Exercise materials —

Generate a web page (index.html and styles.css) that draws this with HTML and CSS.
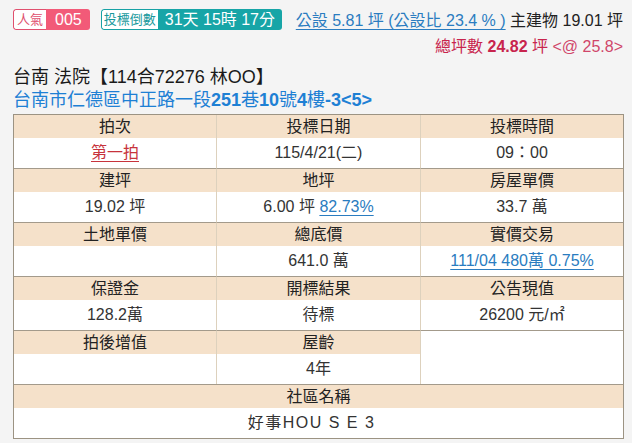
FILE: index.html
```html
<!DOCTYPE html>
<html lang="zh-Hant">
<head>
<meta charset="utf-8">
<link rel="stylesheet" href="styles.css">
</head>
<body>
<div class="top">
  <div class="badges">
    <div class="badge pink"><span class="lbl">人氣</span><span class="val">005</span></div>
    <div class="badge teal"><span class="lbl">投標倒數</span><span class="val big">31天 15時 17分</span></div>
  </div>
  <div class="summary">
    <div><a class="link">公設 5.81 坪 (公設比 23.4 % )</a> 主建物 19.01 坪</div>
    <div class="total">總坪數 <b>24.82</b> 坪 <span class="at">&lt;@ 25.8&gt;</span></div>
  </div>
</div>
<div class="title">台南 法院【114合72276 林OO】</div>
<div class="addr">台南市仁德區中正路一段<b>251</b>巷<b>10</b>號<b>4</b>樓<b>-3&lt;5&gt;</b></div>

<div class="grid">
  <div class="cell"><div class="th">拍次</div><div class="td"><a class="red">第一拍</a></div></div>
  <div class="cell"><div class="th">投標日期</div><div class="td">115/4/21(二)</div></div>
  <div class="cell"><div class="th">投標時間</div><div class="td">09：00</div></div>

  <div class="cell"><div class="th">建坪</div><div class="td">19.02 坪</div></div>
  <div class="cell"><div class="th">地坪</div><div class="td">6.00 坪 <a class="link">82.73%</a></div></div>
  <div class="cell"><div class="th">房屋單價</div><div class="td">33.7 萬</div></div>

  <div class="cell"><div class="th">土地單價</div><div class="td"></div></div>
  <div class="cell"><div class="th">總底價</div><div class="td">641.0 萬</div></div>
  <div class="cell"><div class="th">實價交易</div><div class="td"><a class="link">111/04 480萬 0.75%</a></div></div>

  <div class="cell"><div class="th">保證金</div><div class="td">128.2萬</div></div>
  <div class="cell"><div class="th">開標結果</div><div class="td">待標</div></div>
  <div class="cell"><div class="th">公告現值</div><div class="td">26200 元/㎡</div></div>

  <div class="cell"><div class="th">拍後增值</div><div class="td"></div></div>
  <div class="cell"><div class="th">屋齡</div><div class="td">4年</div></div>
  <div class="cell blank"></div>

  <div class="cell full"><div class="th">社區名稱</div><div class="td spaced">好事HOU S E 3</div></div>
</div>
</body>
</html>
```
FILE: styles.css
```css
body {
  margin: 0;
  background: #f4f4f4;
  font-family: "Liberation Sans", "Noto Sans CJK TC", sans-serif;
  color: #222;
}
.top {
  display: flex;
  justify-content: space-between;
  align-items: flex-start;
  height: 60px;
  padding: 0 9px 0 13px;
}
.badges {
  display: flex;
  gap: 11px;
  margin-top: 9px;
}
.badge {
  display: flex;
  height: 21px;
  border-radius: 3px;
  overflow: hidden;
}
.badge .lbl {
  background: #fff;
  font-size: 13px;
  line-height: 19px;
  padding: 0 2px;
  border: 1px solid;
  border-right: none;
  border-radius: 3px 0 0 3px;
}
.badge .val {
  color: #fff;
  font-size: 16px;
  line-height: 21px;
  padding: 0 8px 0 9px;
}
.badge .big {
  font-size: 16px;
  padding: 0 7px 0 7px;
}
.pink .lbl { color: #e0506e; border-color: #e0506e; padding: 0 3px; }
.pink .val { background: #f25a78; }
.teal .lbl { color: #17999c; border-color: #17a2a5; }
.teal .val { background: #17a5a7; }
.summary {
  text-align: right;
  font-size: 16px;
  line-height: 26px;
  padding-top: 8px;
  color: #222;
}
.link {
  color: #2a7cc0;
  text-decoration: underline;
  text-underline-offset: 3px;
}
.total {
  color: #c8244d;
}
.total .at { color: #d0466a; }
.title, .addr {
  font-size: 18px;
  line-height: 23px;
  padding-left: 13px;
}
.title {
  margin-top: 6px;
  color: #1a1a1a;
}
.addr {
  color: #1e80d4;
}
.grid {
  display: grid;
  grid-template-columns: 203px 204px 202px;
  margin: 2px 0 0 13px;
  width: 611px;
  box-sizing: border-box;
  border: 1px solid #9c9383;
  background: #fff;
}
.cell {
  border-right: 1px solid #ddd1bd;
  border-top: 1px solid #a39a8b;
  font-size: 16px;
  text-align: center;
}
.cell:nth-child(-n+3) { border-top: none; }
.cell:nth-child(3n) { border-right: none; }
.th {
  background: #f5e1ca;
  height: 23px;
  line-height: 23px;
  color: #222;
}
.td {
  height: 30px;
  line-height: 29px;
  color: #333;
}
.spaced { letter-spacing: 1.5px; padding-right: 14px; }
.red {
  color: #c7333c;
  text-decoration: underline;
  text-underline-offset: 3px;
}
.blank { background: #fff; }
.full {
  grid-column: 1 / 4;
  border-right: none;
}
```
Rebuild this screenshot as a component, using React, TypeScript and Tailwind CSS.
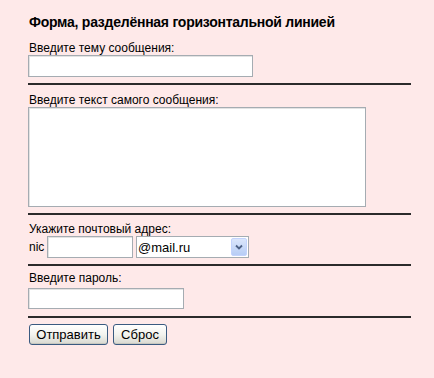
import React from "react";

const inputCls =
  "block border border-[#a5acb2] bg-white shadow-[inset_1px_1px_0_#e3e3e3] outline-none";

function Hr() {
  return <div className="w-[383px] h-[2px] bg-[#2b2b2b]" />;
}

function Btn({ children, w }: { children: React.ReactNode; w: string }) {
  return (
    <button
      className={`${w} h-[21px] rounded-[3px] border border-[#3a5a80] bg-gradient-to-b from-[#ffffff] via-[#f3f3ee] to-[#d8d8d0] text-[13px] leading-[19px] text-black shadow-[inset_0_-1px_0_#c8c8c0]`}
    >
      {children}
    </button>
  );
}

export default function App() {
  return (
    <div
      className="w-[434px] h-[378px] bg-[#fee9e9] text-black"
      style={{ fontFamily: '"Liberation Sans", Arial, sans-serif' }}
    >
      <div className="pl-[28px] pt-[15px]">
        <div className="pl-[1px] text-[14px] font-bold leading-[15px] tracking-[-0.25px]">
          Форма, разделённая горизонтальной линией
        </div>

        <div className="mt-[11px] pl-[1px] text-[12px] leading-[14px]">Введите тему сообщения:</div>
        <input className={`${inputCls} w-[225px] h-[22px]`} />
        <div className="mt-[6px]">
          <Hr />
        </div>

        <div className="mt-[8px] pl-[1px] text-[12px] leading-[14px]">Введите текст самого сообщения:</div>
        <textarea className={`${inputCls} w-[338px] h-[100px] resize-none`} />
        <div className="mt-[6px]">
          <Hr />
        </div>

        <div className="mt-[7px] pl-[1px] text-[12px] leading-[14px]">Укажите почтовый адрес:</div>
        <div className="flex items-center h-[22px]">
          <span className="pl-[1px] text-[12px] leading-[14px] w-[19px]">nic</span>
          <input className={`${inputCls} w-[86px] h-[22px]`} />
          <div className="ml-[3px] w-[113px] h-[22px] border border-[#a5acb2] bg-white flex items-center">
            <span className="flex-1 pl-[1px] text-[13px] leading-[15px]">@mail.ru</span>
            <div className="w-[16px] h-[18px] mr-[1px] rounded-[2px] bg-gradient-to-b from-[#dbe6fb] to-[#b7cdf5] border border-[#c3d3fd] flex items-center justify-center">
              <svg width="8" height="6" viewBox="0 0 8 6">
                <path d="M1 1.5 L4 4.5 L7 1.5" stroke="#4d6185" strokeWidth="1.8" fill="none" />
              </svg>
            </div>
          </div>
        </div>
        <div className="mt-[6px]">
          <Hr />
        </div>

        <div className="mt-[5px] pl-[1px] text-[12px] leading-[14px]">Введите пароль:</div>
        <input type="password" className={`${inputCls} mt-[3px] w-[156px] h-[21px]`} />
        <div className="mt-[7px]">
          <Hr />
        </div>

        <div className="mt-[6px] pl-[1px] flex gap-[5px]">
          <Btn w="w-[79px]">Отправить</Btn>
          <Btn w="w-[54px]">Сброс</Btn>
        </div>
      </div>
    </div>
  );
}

Task requirements — Repeat verbatim all the material, but not the pictures.

Finished exercise —
Generate a web page (index.html and styles.css) that draws this with HTML and CSS.
FILE: index.html
```html
<!DOCTYPE html>
<html lang="zh-Hant">
<head>
<meta charset="utf-8">
<link rel="stylesheet" href="styles.css">
</head>
<body>
<div class="top">
  <div class="badges">
    <div class="badge pink"><span class="lbl">人氣</span><span class="val">005</span></div>
    <div class="badge teal"><span class="lbl">投標倒數</span><span class="val big">31天 15時 17分</span></div>
  </div>
  <div class="summary">
    <div><a class="link">公設 5.81 坪 (公設比 23.4 % )</a> 主建物 19.01 坪</div>
    <div class="total">總坪數 <b>24.82</b> 坪 <span class="at">&lt;@ 25.8&gt;</span></div>
  </div>
</div>
<div class="title">台南 法院【114合72276 林OO】</div>
<div class="addr">台南市仁德區中正路一段<b>251</b>巷<b>10</b>號<b>4</b>樓<b>-3&lt;5&gt;</b></div>

<div class="grid">
  <div class="cell"><div class="th">拍次</div><div class="td"><a class="red">第一拍</a></div></div>
  <div class="cell"><div class="th">投標日期</div><div class="td">115/4/21(二)</div></div>
  <div class="cell"><div class="th">投標時間</div><div class="td">09：00</div></div>

  <div class="cell"><div class="th">建坪</div><div class="td">19.02 坪</div></div>
  <div class="cell"><div class="th">地坪</div><div class="td">6.00 坪 <a class="link">82.73%</a></div></div>
  <div class="cell"><div class="th">房屋單價</div><div class="td">33.7 萬</div></div>

  <div class="cell"><div class="th">土地單價</div><div class="td"></div></div>
  <div class="cell"><div class="th">總底價</div><div class="td">641.0 萬</div></div>
  <div class="cell"><div class="th">實價交易</div><div class="td"><a class="link">111/04 480萬 0.75%</a></div></div>

  <div class="cell"><div class="th">保證金</div><div class="td">128.2萬</div></div>
  <div class="cell"><div class="th">開標結果</div><div class="td">待標</div></div>
  <div class="cell"><div class="th">公告現值</div><div class="td">26200 元/㎡</div></div>

  <div class="cell"><div class="th">拍後增值</div><div class="td"></div></div>
  <div class="cell"><div class="th">屋齡</div><div class="td">4年</div></div>
  <div class="cell blank"></div>

  <div class="cell full"><div class="th">社區名稱</div><div class="td spaced">好事HOU S E 3</div></div>
</div>
</body>
</html>
```
FILE: styles.css
```css
body {
  margin: 0;
  background: #f4f4f4;
  font-family: "Liberation Sans", "Noto Sans CJK TC", sans-serif;
  color: #222;
}
.top {
  display: flex;
  justify-content: space-between;
  align-items: flex-start;
  height: 60px;
  padding: 0 9px 0 13px;
}
.badges {
  display: flex;
  gap: 11px;
  margin-top: 9px;
}
.badge {
  display: flex;
  height: 21px;
  border-radius: 3px;
  overflow: hidden;
}
.badge .lbl {
  background: #fff;
  font-size: 13px;
  line-height: 19px;
  padding: 0 2px;
  border: 1px solid;
  border-right: none;
  border-radius: 3px 0 0 3px;
}
.badge .val {
  color: #fff;
  font-size: 16px;
  line-height: 21px;
  padding: 0 8px 0 9px;
}
.badge .big {
  font-size: 16px;
  padding: 0 7px 0 7px;
}
.pink .lbl { color: #e0506e; border-color: #e0506e; padding: 0 3px; }
.pink .val { background: #f25a78; }
.teal .lbl { color: #17999c; border-color: #17a2a5; }
.teal .val { background: #17a5a7; }
.summary {
  text-align: right;
  font-size: 16px;
  line-height: 26px;
  padding-top: 8px;
  color: #222;
}
.link {
  color: #2a7cc0;
  text-decoration: underline;
  text-underline-offset: 3px;
}
.total {
  color: #c8244d;
}
.total .at { color: #d0466a; }
.title, .addr {
  font-size: 18px;
  line-height: 23px;
  padding-left: 13px;
}
.title {
  margin-top: 6px;
  color: #1a1a1a;
}
.addr {
  color: #1e80d4;
}
.grid {
  display: grid;
  grid-template-columns: 203px 204px 202px;
  margin: 2px 0 0 13px;
  width: 611px;
  box-sizing: border-box;
  border: 1px solid #9c9383;
  background: #fff;
}
.cell {
  border-right: 1px solid #ddd1bd;
  border-top: 1px solid #a39a8b;
  font-size: 16px;
  text-align: center;
}
.cell:nth-child(-n+3) { border-top: none; }
.cell:nth-child(3n) { border-right: none; }
.th {
  background: #f5e1ca;
  height: 23px;
  line-height: 23px;
  color: #222;
}
.td {
  height: 30px;
  line-height: 29px;
  color: #333;
}
.spaced { letter-spacing: 1.5px; padding-right: 14px; }
.red {
  color: #c7333c;
  text-decoration: underline;
  text-underline-offset: 3px;
}
.blank { background: #fff; }
.full {
  grid-column: 1 / 4;
  border-right: none;
}
```
Rebuild this screenshot as a component, using React, TypeScript and Tailwind CSS.
import React from "react";

const inputCls =
  "block border border-[#a5acb2] bg-white shadow-[inset_1px_1px_0_#e3e3e3] outline-none";

function Hr() {
  return <div className="w-[383px] h-[2px] bg-[#2b2b2b]" />;
}

function Btn({ children, w }: { children: React.ReactNode; w: string }) {
  return (
    <button
      className={`${w} h-[21px] rounded-[3px] border border-[#3a5a80] bg-gradient-to-b from-[#ffffff] via-[#f3f3ee] to-[#d8d8d0] text-[13px] leading-[19px] text-black shadow-[inset_0_-1px_0_#c8c8c0]`}
    >
      {children}
    </button>
  );
}

export default function App() {
  return (
    <div
      className="w-[434px] h-[378px] bg-[#fee9e9] text-black"
      style={{ fontFamily: '"Liberation Sans", Arial, sans-serif' }}
    >
      <div className="pl-[28px] pt-[15px]">
        <div className="pl-[1px] text-[14px] font-bold leading-[15px] tracking-[-0.25px]">
          Форма, разделённая горизонтальной линией
        </div>

        <div className="mt-[11px] pl-[1px] text-[12px] leading-[14px]">Введите тему сообщения:</div>
        <input className={`${inputCls} w-[225px] h-[22px]`} />
        <div className="mt-[6px]">
          <Hr />
        </div>

        <div className="mt-[8px] pl-[1px] text-[12px] leading-[14px]">Введите текст самого сообщения:</div>
        <textarea className={`${inputCls} w-[338px] h-[100px] resize-none`} />
        <div className="mt-[6px]">
          <Hr />
        </div>

        <div className="mt-[7px] pl-[1px] text-[12px] leading-[14px]">Укажите почтовый адрес:</div>
        <div className="flex items-center h-[22px]">
          <span className="pl-[1px] text-[12px] leading-[14px] w-[19px]">nic</span>
          <input className={`${inputCls} w-[86px] h-[22px]`} />
          <div className="ml-[3px] w-[113px] h-[22px] border border-[#a5acb2] bg-white flex items-center">
            <span className="flex-1 pl-[1px] text-[13px] leading-[15px]">@mail.ru</span>
            <div className="w-[16px] h-[18px] mr-[1px] rounded-[2px] bg-gradient-to-b from-[#dbe6fb] to-[#b7cdf5] border border-[#c3d3fd] flex items-center justify-center">
              <svg width="8" height="6" viewBox="0 0 8 6">
                <path d="M1 1.5 L4 4.5 L7 1.5" stroke="#4d6185" strokeWidth="1.8" fill="none" />
              </svg>
            </div>
          </div>
        </div>
        <div className="mt-[6px]">
          <Hr />
        </div>

        <div className="mt-[5px] pl-[1px] text-[12px] leading-[14px]">Введите пароль:</div>
        <input type="password" className={`${inputCls} mt-[3px] w-[156px] h-[21px]`} />
        <div className="mt-[7px]">
          <Hr />
        </div>

        <div className="mt-[6px] pl-[1px] flex gap-[5px]">
          <Btn w="w-[79px]">Отправить</Btn>
          <Btn w="w-[54px]">Сброс</Btn>
        </div>
      </div>
    </div>
  );
}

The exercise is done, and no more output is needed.